Generationen von Wirtschaftswissenschaftlern wurde die Idealwelt des Homo Oeconomicus „eingetrichtert“. Der rationale Nutzenmaximierer, der alle Handlungsalternativen und ihre Konsequenzen sorgsam prüft und abwägt, bildet - oder darf man heute schon sagen bildete - den theoretischen Rahmen. Mitte der 50iger Jahre kamen Zweifel und neue Theorien auf; der US-Nobelpreisträger Herbert A. Simon zeigte, dass die wachsende wirtschaftliche Komplexität ein neues Entscheidungsverhalten deutlich werden lässt. Es dauerte dann weitere 20 Jahre bis die neue „Verhaltensökonomie“ ihren wissenschaftlichen Durchbruch erlebt. Als erster Deutscher erhielt der Ökonom Reinhard Selten 1994 den Nobelpreis für Ökonomie; sein intellektueller Beitrag war die Erforschung der Spieltheorie. Und in 2002 erhielten zwei weitere Pioniere der verhaltensorientierten Ökonomie den Nobelpreis: der Psychologe Daniel Kahneman und der Forscher Vernon Smith.  „Auf Wiedersehen, Homo Oeconomicus …Die Revolution hat begonnen“ (DIE ZEIT 11.10.2002).

Das Thema und die Erkenntnisse der neuen Erwartungstheorie – wissenschaftlich: Prospect Theory – betreffen nicht nur Börsenhändler oder Unternehmenslenker, auch (aktuelle) politische Äußerungen und Strömungen von Entscheidern finden Widerhall und Erklärung. Als Pioniere der Verhaltensökonomie gelten die Psychologen Daniel Kahneman und Amos Tversky. Ihre Aufsätze „Judgement under Uncertainty: Heuristics and Biases (1982)“, sowie „Prospect Theory: An Analysis of Decision under Risk (1979)“sind prägend auf dem Gebiet der Entscheidungsforschung. Die Theorie sagt nicht, wie wir uns verhalten sollten, sondern beschreibt, wie sich Menschen tatsächlich verhalten. Obwohl die Prospect Theory unter Laborbedingungen entwickelt wurde, zeigt sie, dass wir Risiken gegenüber Chancen überaus hoch gewichten, dass wir falsche Entscheidungen schönreden oder verniedlichen, dann an Entscheidungen oft zu lange festhalten oder zufällige Ereignisse im Nachhinein erfinden um unsere Entscheidungen zu kaschieren. All diese Thesen unterschreibe ich als langjähriger aktiver Händler!
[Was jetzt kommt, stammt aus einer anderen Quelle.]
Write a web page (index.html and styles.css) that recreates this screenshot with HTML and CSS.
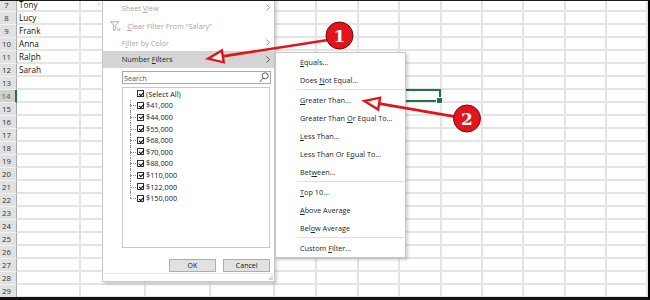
FILE: index.html
```html
<!DOCTYPE html>
<html lang="en">
<head>
  <meta charset="UTF-8" />
  <title>Number Filters</title>
  <link rel="stylesheet" href="styles.css">
</head>
<body>
  <div class="screen">
    <div class="sheet" id="sheet"></div>

    <div class="filter-menu">
      <div class="menu-item muted">
        <span class="ico"></span>
        <span class="label">Sheet <u>V</u>iew</span>
        <svg class="chev" width="4" height="7" viewBox="0 0 4 7"><path d="M0.5 0.5l3 3-3 3" /></svg>
      </div>
      <div class="menu-gap"></div>
      <div class="menu-item muted">
        <span class="ico">
          <svg width="11" height="11" viewBox="0 0 11 11"><path d="M0.5 0.8h8.4l-3.2 3.6v3.8l-2 1.4v-5.2z" /><path d="M7.4 7.2l2.8 2.8M10.2 7.2l-2.8 2.8" /></svg>
        </span>
        <span class="label shifted"><u>C</u>lear Filter From "Salary"</span>
      </div>
      <div class="menu-item muted">
        <span class="ico"></span>
        <span class="label">F<u>i</u>lter by Color</span>
        <svg class="chev" width="4" height="7" viewBox="0 0 4 7"><path d="M0.5 0.5l3 3-3 3" /></svg>
      </div>
      <div class="menu-item hover">
        <span class="ico"></span>
        <span class="label">Number <u>F</u>ilters</span>
        <svg class="chev" width="4" height="7" viewBox="0 0 4 7"><path d="M0.5 0.5l3 3-3 3" /></svg>
      </div>

      <div class="search">
        <span>Search</span>
        <svg width="10" height="11" viewBox="0 0 10 11"><circle cx="6.2" cy="3.8" r="3" /><path d="M4 6.2L0.8 10" /></svg>
      </div>

      <div class="values">
        <div class="value"><span class="box"></span>(Select All)</div>
        <div class="tree">
          <div class="value"><span class="box"></span>$41,000</div>
          <div class="value"><span class="box"></span>$44,000</div>
          <div class="value"><span class="box"></span>$55,000</div>
          <div class="value"><span class="box"></span>$68,000</div>
          <div class="value"><span class="box"></span>$70,000</div>
          <div class="value"><span class="box"></span>$88,000</div>
          <div class="value"><span class="box"></span>$110,000</div>
          <div class="value"><span class="box"></span>$122,000</div>
          <div class="value"><span class="box"></span>$150,000</div>
        </div>
      </div>

      <div class="actions">
        <button class="btn">OK</button>
        <button class="btn">Cancel</button>
      </div>
      <div class="grip">
        <svg width="5" height="5" viewBox="0 0 5 5"><rect x="3.5" y="0.5" width="1" height="1" /><rect x="1.5" y="2.5" width="1" height="1" /><rect x="3.5" y="2.5" width="1" height="1" /><rect x="3.5" y="3.8" width="1" height="1" /><rect x="1.5" y="3.8" width="1" height="1" /></svg>
      </div>
    </div>

    <div class="submenu">
      <div class="option"><span><u>E</u>quals...</span></div>
      <div class="option"><span>Does <u>N</u>ot Equal...</span></div>
      <div class="divider"></div>
      <div class="option"><span><u>G</u>reater Than...</span></div>
      <div class="option"><span>Greater Than <u>O</u>r Equal To...</span></div>
      <div class="option"><span><u>L</u>ess Than...</span></div>
      <div class="option"><span>Less Than Or E<u>q</u>ual To...</span></div>
      <div class="option"><span>Bet<u>w</u>een...</span></div>
      <div class="divider"></div>
      <div class="option"><span><u>T</u>op 10...</span></div>
      <div class="option"><span><u>A</u>bove Average</span></div>
      <div class="option"><span>Bel<u>o</u>w Average</span></div>
      <div class="divider"></div>
      <div class="option"><span>Custom <u>F</u>ilter...</span></div>
    </div>

    <svg class="notes" width="650" height="300" viewBox="0 0 650 300">
      <line x1="221" y1="56.6" x2="328" y2="40" />
      <polygon points="208,58.7 223.7,62.3 221.9,50.5" />
      <circle cx="339.5" cy="35.5" r="13.5" />
      <text x="339.5" y="41.6">1</text>

      <line x1="378" y1="103.4" x2="455" y2="116.6" />
      <polygon points="364.3,101 378.1,109.5 380.1,97.7" />
      <circle cx="467" cy="118.5" r="13.5" />
      <text x="467" y="124.6">2</text>
    </svg>
  </div>

  <script>
    const names = { 7: 'Tony', 8: 'Lucy', 9: 'Frank', 10: 'Anna', 11: 'Ralph', 12: 'Sarah' };
    const sheet = document.getElementById('sheet');
    for (let r = 7; r <= 29; r++) {
      const row = document.createElement('div');
      row.className = 'row';
      let html = `<div class="row-head${r === 14 ? ' current' : ''}">${r}</div>`;
      for (let c = 0; c < 13; c++) {
        let cls = 'cell';
        let text = '';
        if (c === 0 && names[r]) text = names[r];
        if (c === 1 && r === 7) { cls += ' mark'; text = ':'; }
        if (c === 7 && r === 14) cls += ' active';
        html += `<div class="${cls}">${text}</div>`;
      }
      row.innerHTML = html;
      sheet.appendChild(row);
    }
  </script>
</body>
</html>
```

FILE: styles.css
```css
* { box-sizing: border-box; }
body {
  margin: 0;
  background: #fff;
  font-family: 'Open Sans', 'Noto Sans', sans-serif;
}
.screen {
  position: relative; width: 650px; height: 300px; overflow: hidden;
  background: #fff;
  border-top: 1px solid #1c1c1c; border-right: 2px solid #000; border-bottom: 3px solid #111;
}

/* sheet grid */
.sheet { margin-top: -2px; }
.row {
  display: grid; height: 13px;
  grid-template-columns: 17px 64px 65px 65px 64px 42px 42px 41px 42px 41px 41px 42px 41px 41px;
}
.row-head {
  background: #e1e1e1; color: #333;
  border-right: 1px solid #ababab; border-bottom: 1px solid #f2f2f2;
  font-size: 7.8px; line-height: 12px; text-align: center; padding-right: 3px;
}
.row-head.current {
  background: #d0d0d0; color: #217346; border-right: 2px solid #217346;
}
.cell {
  position: relative;
  border-right: 2px solid #e4e4e4; border-bottom: 2px solid #e4e4e4;
  font-size: 8.2px; line-height: 11px; padding-left: 2px; color: #111;
  white-space: nowrap;
}
.cell.mark { padding-left: 17px; color: #555; font-size: 6px; }
.cell.active { z-index: 1; }
.cell.active::before {
  content: ""; position: absolute; left: -1px; top: -1px; right: -1px; bottom: -1px;
  border: 2px solid #217346;
}
.cell.active::after {
  content: ""; position: absolute; right: -3px; bottom: -3px;
  width: 5px; height: 5px; background: #217346; border: 1px solid #fff;
}

/* autofilter dropdown */
.filter-menu {
  position: absolute; left: 102px; top: -19px; width: 173px; z-index: 2;
  background: #fff; border: 1px solid #c6c6c6;
  box-shadow: 2px 2px 3px rgba(0, 0, 0, 0.18);
  padding-top: 16.5px; font-size: 7.3px; color: #262626;
}
.menu-item {
  display: flex; align-items: center; height: 16.5px; padding-right: 4.5px;
  white-space: nowrap;
}
.menu-item .ico { width: 18.7px; padding-left: 7px; display: flex; align-items: center; }
.menu-item .ico svg { fill: none; stroke: #9a9a9a; stroke-width: 0.8; }
.menu-item .label { flex: 1; }
.menu-item .label.shifted { padding-left: 5.6px; }
.menu-item .chev { fill: none; stroke: currentColor; stroke-width: 0.9; }
.menu-item.muted { color: #a6a6a6; }
.menu-item.muted .chev { stroke: #8c8c8c; }
.menu-item.hover { background: #d4d4d4; }
.menu-item.hover .chev { stroke: #444; }
.menu-gap { height: 2px; }
u { text-underline-offset: 1px; }

.search {
  display: flex; align-items: center; justify-content: space-between;
  margin: 3.5px 0 0 19px; width: 149px; height: 13px;
  border: 1px solid #a9a9a9; padding: 0 1px 0 1px;
  color: #555; font-size: 7.2px;
}
.search svg { fill: none; stroke: #444; stroke-width: 0.9; }

.values {
  margin: 2.5px 0 0 19px; width: 148px; height: 161.2px;
  border: 1px solid #c9c9c9; padding-top: 0.6px;
  font-size: 7.3px; color: #1a1a1a;
}
.value {
  position: relative; display: flex; align-items: center; gap: 2px;
  height: 11.6px; padding-left: 14px; white-space: nowrap;
}
.tree .value::before {
  content: ""; position: absolute; left: 7px; top: 0; bottom: 0;
  border-left: 1px dotted #8a8a8a;
}
.tree .value:last-child::before { bottom: 50%; }
.tree .value::after {
  content: ""; position: absolute; left: 7px; top: 50%; width: 6px;
  border-top: 1px dotted #8a8a8a;
}
.box {
  position: relative; width: 7px; height: 7px;
  border: 1px solid #333; background: #fff;
}
.box::after {
  content: ""; position: absolute; left: 1.6px; top: -0.2px; width: 2px; height: 4px;
  border: solid #000; border-width: 0 1.3px 1.3px 0; transform: rotate(45deg);
}

.actions { display: flex; justify-content: flex-end; gap: 7.6px; margin-top: 11px; padding-right: 4px; }
.btn {
  width: 46.7px; height: 13.3px; padding: 0;
  background: #e1e1e1; border: 1px solid #adadad; border-radius: 0;
  font-family: 'Open Sans', sans-serif; font-size: 7px; color: #111;
}
.grip {
  height: 8px; margin-top: 1.5px; border-top: 1px solid #ececec;
  display: flex; justify-content: flex-end; align-items: flex-end; padding: 0 1px 1px 0;
}
.grip svg { fill: #8a8a8a; }

/* Number Filters submenu */
.submenu {
  position: absolute; left: 275px; top: 50.5px; width: 131px; z-index: 3;
  background: #fff; border: 1px solid #c6c6c6;
  box-shadow: 2px 2px 3px rgba(0, 0, 0, 0.18);
  font-size: 7.3px; color: #262626;
}
.option { height: 18px; display: flex; align-items: center; padding-left: 24px; white-space: nowrap; }
.divider { height: 1px; margin: 0.5px 0 0.5px 20.7px; background: #e0e0e0; }

/* red callouts */
.notes { position: absolute; left: 0; top: -1px; z-index: 4; pointer-events: none; }
.notes line { stroke: #e3141c; stroke-width: 2.6; stroke-linecap: round; }
.notes polygon { fill: #fff; stroke: #e3141c; stroke-width: 2.4; stroke-linejoin: miter; }
.notes circle { fill: #e3141c; stroke: #6d0b0b; stroke-width: 1; }
.notes text {
  fill: #fff; text-anchor: middle;
  font-family: 'DejaVu Serif', serif; font-weight: bold; font-size: 17px;
}
```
Umfangreiche Forschungsergebnisse in der experimentellen Ökonomie zeigen, dass Individuen Entscheidungen sehr oft (!) aufgrund einer eingeschränkten Rationalität treffen. Entscheidungen werden suboptimal getroffen, da das Individuum nur eingeschränkte kognitive Fähigkeiten besitzt und durch instinktives Denken und mentale Kniffe (Heuristiken) zu einer Entscheidungsfindung kommt. Heuristik vom griech. heurisko: „ich finde“; bezeichnet in der Psychologie eine einfache Denkstrategie für Probleme und Urteile.  Heuristiken verursachen deshalb vorhersagbare Fehler. Der Ursprung unterschiedlicher Wahrnehmungsansätze wird dabei von verschiedenen Faktoren aus dem sozialen, kulturellen sowie psychologischen Umwelt des Entscheiders geprägt.

Nachfolgend werden grundlegende Erkenntnisse der Entscheidungspsychologie aufgeführt und zur Eigenanalyse überlassen. Wir treffen Entscheidungen auf Basis von Heuristiken, also grobe Verfahren, die uns helfen, bei vielschichtigen Sachverhalten zu einer Entscheidung zu kommen! Und oft geht dabei etwas schief!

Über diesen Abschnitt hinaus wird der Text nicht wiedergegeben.